## GIVEN TASK
Restate the whole of the material. Keep every word, and drop the pictures.

## DATA PROVIDED
══════════════════════════════

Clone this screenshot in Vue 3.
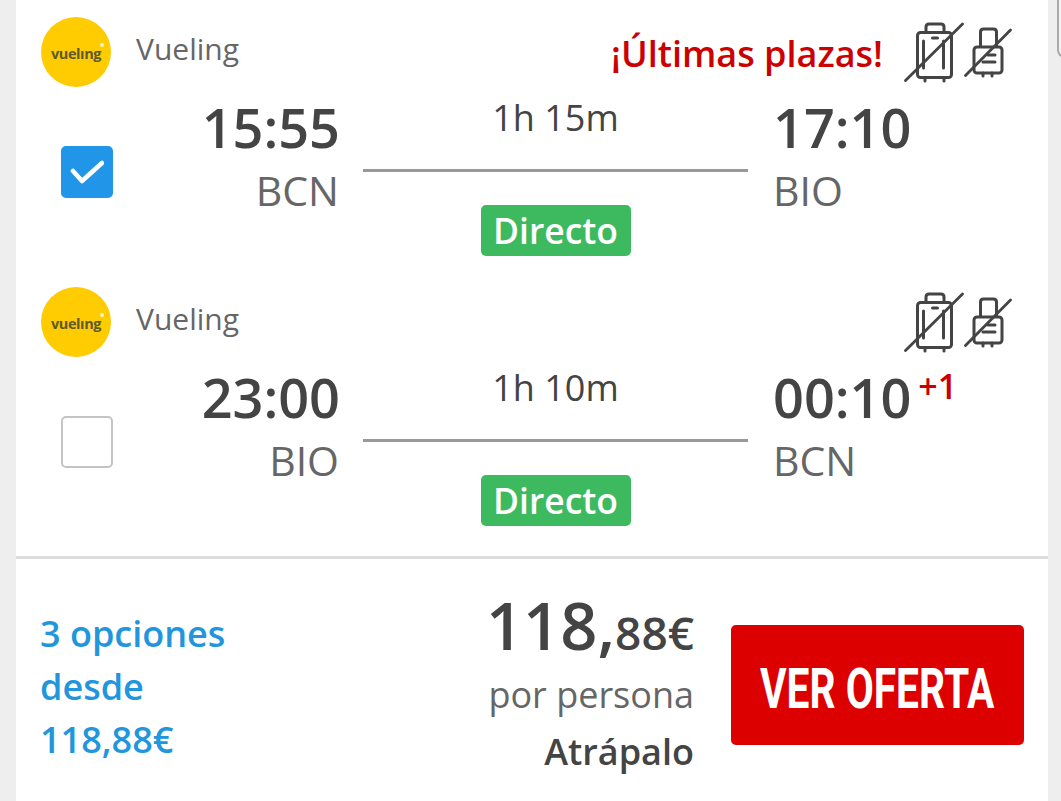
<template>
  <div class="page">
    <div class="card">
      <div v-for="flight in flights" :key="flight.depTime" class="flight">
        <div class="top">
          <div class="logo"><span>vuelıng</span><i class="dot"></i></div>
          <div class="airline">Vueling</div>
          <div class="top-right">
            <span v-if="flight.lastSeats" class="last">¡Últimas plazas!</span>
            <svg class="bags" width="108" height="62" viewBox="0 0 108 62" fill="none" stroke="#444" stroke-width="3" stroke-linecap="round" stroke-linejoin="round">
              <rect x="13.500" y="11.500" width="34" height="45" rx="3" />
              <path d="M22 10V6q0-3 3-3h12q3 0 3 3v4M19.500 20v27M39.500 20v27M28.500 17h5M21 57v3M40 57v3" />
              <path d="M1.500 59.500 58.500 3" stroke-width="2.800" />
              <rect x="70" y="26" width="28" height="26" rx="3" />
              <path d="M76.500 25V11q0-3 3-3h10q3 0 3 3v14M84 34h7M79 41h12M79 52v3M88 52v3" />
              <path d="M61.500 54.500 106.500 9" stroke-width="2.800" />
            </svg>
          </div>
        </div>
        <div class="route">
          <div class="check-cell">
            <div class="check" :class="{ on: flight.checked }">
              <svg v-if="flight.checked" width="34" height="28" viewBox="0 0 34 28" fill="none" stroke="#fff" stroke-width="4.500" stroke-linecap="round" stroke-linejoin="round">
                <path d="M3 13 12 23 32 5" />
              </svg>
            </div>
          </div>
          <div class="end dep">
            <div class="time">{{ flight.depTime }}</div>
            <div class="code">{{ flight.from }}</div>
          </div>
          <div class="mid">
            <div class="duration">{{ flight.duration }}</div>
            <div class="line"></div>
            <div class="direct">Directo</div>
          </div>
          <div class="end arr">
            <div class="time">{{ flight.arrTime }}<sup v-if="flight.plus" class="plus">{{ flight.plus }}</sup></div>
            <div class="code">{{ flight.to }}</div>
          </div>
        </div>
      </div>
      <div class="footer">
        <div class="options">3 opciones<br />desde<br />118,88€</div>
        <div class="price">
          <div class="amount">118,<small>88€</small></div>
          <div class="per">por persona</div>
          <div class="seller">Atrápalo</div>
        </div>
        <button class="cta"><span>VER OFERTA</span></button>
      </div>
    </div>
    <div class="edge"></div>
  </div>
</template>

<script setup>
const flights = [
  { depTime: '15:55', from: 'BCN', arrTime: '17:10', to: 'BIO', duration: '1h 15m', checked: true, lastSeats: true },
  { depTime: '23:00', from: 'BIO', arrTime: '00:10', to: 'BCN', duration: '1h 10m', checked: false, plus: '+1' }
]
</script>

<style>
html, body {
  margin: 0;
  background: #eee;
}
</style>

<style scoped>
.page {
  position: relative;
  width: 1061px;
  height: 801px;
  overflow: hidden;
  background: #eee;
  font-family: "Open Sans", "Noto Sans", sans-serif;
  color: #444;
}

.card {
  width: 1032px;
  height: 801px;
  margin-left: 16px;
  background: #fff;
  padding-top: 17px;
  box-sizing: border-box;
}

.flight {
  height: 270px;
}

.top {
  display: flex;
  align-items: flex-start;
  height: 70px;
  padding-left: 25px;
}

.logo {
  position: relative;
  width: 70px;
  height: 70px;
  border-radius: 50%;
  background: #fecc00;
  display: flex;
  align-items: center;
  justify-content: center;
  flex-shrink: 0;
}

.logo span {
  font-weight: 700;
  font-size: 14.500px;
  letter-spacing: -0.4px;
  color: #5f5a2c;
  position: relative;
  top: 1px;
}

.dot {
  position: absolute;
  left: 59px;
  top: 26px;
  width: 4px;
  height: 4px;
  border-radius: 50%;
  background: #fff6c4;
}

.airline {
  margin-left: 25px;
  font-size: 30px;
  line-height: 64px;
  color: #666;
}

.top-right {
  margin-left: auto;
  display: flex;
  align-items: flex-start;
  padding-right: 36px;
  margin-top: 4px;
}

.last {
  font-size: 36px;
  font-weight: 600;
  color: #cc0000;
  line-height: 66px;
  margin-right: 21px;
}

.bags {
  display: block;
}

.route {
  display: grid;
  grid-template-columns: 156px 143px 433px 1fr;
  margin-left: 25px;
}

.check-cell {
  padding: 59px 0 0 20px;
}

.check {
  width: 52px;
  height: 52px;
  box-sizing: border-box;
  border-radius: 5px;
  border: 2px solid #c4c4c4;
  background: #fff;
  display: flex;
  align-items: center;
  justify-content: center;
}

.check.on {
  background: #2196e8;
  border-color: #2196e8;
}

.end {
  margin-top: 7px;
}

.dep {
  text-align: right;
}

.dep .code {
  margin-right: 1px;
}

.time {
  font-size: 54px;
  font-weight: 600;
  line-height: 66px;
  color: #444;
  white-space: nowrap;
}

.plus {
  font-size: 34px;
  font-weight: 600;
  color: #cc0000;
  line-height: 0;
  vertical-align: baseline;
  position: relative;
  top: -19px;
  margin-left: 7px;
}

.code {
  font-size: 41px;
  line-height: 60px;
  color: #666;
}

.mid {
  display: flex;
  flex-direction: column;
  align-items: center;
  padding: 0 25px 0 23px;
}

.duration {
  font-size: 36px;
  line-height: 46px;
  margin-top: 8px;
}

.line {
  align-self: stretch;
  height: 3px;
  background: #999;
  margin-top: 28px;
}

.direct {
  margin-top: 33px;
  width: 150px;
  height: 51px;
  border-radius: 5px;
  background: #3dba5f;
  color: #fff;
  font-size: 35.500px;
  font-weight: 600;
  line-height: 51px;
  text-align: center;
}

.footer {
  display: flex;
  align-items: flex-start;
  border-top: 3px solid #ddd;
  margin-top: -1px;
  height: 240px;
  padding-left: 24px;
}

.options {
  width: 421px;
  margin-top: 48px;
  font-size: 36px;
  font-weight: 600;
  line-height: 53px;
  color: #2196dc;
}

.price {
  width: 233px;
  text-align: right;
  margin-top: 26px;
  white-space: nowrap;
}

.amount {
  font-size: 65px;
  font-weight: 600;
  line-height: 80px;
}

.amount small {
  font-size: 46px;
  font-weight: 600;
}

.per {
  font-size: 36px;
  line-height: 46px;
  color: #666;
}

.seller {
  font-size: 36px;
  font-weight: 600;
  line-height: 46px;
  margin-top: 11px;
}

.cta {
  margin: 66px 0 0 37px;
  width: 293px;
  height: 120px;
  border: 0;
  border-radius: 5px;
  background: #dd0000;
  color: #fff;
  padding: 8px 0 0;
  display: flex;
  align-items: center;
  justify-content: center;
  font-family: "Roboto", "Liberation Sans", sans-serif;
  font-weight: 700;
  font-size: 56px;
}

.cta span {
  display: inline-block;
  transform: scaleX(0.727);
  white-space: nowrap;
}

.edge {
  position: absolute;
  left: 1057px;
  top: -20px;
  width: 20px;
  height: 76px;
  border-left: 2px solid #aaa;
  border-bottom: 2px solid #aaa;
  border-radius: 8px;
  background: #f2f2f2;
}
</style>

══════════════════════════════

## WRITTEN ANSWER
Clone this screenshot in Vue 3.
<template>
  <div class="page">
    <div class="card">
      <div v-for="flight in flights" :key="flight.depTime" class="flight">
        <div class="top">
          <div class="logo"><span>vuelıng</span><i class="dot"></i></div>
          <div class="airline">Vueling</div>
          <div class="top-right">
            <span v-if="flight.lastSeats" class="last">¡Últimas plazas!</span>
            <svg class="bags" width="108" height="62" viewBox="0 0 108 62" fill="none" stroke="#444" stroke-width="3" stroke-linecap="round" stroke-linejoin="round">
              <rect x="13.500" y="11.500" width="34" height="45" rx="3" />
              <path d="M22 10V6q0-3 3-3h12q3 0 3 3v4M19.500 20v27M39.500 20v27M28.500 17h5M21 57v3M40 57v3" />
              <path d="M1.500 59.500 58.500 3" stroke-width="2.800" />
              <rect x="70" y="26" width="28" height="26" rx="3" />
              <path d="M76.500 25V11q0-3 3-3h10q3 0 3 3v14M84 34h7M79 41h12M79 52v3M88 52v3" />
              <path d="M61.500 54.500 106.500 9" stroke-width="2.800" />
            </svg>
          </div>
        </div>
        <div class="route">
          <div class="check-cell">
            <div class="check" :class="{ on: flight.checked }">
              <svg v-if="flight.checked" width="34" height="28" viewBox="0 0 34 28" fill="none" stroke="#fff" stroke-width="4.500" stroke-linecap="round" stroke-linejoin="round">
                <path d="M3 13 12 23 32 5" />
              </svg>
            </div>
          </div>
          <div class="end dep">
            <div class="time">{{ flight.depTime }}</div>
            <div class="code">{{ flight.from }}</div>
          </div>
          <div class="mid">
            <div class="duration">{{ flight.duration }}</div>
            <div class="line"></div>
            <div class="direct">Directo</div>
          </div>
          <div class="end arr">
            <div class="time">{{ flight.arrTime }}<sup v-if="flight.plus" class="plus">{{ flight.plus }}</sup></div>
            <div class="code">{{ flight.to }}</div>
          </div>
        </div>
      </div>
      <div class="footer">
        <div class="options">3 opciones<br />desde<br />118,88€</div>
        <div class="price">
          <div class="amount">118,<small>88€</small></div>
          <div class="per">por persona</div>
          <div class="seller">Atrápalo</div>
        </div>
        <button class="cta"><span>VER OFERTA</span></button>
      </div>
    </div>
    <div class="edge"></div>
  </div>
</template>

<script setup>
const flights = [
  { depTime: '15:55', from: 'BCN', arrTime: '17:10', to: 'BIO', duration: '1h 15m', checked: true, lastSeats: true },
  { depTime: '23:00', from: 'BIO', arrTime: '00:10', to: 'BCN', duration: '1h 10m', checked: false, plus: '+1' }
]
</script>

<style>
html, body {
  margin: 0;
  background: #eee;
}
</style>

<style scoped>
.page {
  position: relative;
  width: 1061px;
  height: 801px;
  overflow: hidden;
  background: #eee;
  font-family: "Open Sans", "Noto Sans", sans-serif;
  color: #444;
}

.card {
  width: 1032px;
  height: 801px;
  margin-left: 16px;
  background: #fff;
  padding-top: 17px;
  box-sizing: border-box;
}

.flight {
  height: 270px;
}

.top {
  display: flex;
  align-items: flex-start;
  height: 70px;
  padding-left: 25px;
}

.logo {
  position: relative;
  width: 70px;
  height: 70px;
  border-radius: 50%;
  background: #fecc00;
  display: flex;
  align-items: center;
  justify-content: center;
  flex-shrink: 0;
}

.logo span {
  font-weight: 700;
  font-size: 14.500px;
  letter-spacing: -0.4px;
  color: #5f5a2c;
  position: relative;
  top: 1px;
}

.dot {
  position: absolute;
  left: 59px;
  top: 26px;
  width: 4px;
  height: 4px;
  border-radius: 50%;
  background: #fff6c4;
}

.airline {
  margin-left: 25px;
  font-size: 30px;
  line-height: 64px;
  color: #666;
}

.top-right {
  margin-left: auto;
  display: flex;
  align-items: flex-start;
  padding-right: 36px;
  margin-top: 4px;
}

.last {
  font-size: 36px;
  font-weight: 600;
  color: #cc0000;
  line-height: 66px;
  margin-right: 21px;
}

.bags {
  display: block;
}

.route {
  display: grid;
  grid-template-columns: 156px 143px 433px 1fr;
  margin-left: 25px;
}

.check-cell {
  padding: 59px 0 0 20px;
}

.check {
  width: 52px;
  height: 52px;
  box-sizing: border-box;
  border-radius: 5px;
  border: 2px solid #c4c4c4;
  background: #fff;
  display: flex;
  align-items: center;
  justify-content: center;
}

.check.on {
  background: #2196e8;
  border-color: #2196e8;
}

.end {
  margin-top: 7px;
}

.dep {
  text-align: right;
}

.dep .code {
  margin-right: 1px;
}

.time {
  font-size: 54px;
  font-weight: 600;
  line-height: 66px;
  color: #444;
  white-space: nowrap;
}

.plus {
  font-size: 34px;
  font-weight: 600;
  color: #cc0000;
  line-height: 0;
  vertical-align: baseline;
  position: relative;
  top: -19px;
  margin-left: 7px;
}

.code {
  font-size: 41px;
  line-height: 60px;
  color: #666;
}

.mid {
  display: flex;
  flex-direction: column;
  align-items: center;
  padding: 0 25px 0 23px;
}

.duration {
  font-size: 36px;
  line-height: 46px;
  margin-top: 8px;
}

.line {
  align-self: stretch;
  height: 3px;
  background: #999;
  margin-top: 28px;
}

.direct {
  margin-top: 33px;
  width: 150px;
  height: 51px;
  border-radius: 5px;
  background: #3dba5f;
  color: #fff;
  font-size: 35.500px;
  font-weight: 600;
  line-height: 51px;
  text-align: center;
}

.footer {
  display: flex;
  align-items: flex-start;
  border-top: 3px solid #ddd;
  margin-top: -1px;
  height: 240px;
  padding-left: 24px;
}

.options {
  width: 421px;
  margin-top: 48px;
  font-size: 36px;
  font-weight: 600;
  line-height: 53px;
  color: #2196dc;
}

.price {
  width: 233px;
  text-align: right;
  margin-top: 26px;
  white-space: nowrap;
}

.amount {
  font-size: 65px;
  font-weight: 600;
  line-height: 80px;
}

.amount small {
  font-size: 46px;
  font-weight: 600;
}

.per {
  font-size: 36px;
  line-height: 46px;
  color: #666;
}

.seller {
  font-size: 36px;
  font-weight: 600;
  line-height: 46px;
  margin-top: 11px;
}

.cta {
  margin: 66px 0 0 37px;
  width: 293px;
  height: 120px;
  border: 0;
  border-radius: 5px;
  background: #dd0000;
  color: #fff;
  padding: 8px 0 0;
  display: flex;
  align-items: center;
  justify-content: center;
  font-family: "Roboto", "Liberation Sans", sans-serif;
  font-weight: 700;
  font-size: 56px;
}

.cta span {
  display: inline-block;
  transform: scaleX(0.727);
  white-space: nowrap;
}

.edge {
  position: absolute;
  left: 1057px;
  top: -20px;
  width: 20px;
  height: 76px;
  border-left: 2px solid #aaa;
  border-bottom: 2px solid #aaa;
  border-radius: 8px;
  background: #f2f2f2;
}
</style>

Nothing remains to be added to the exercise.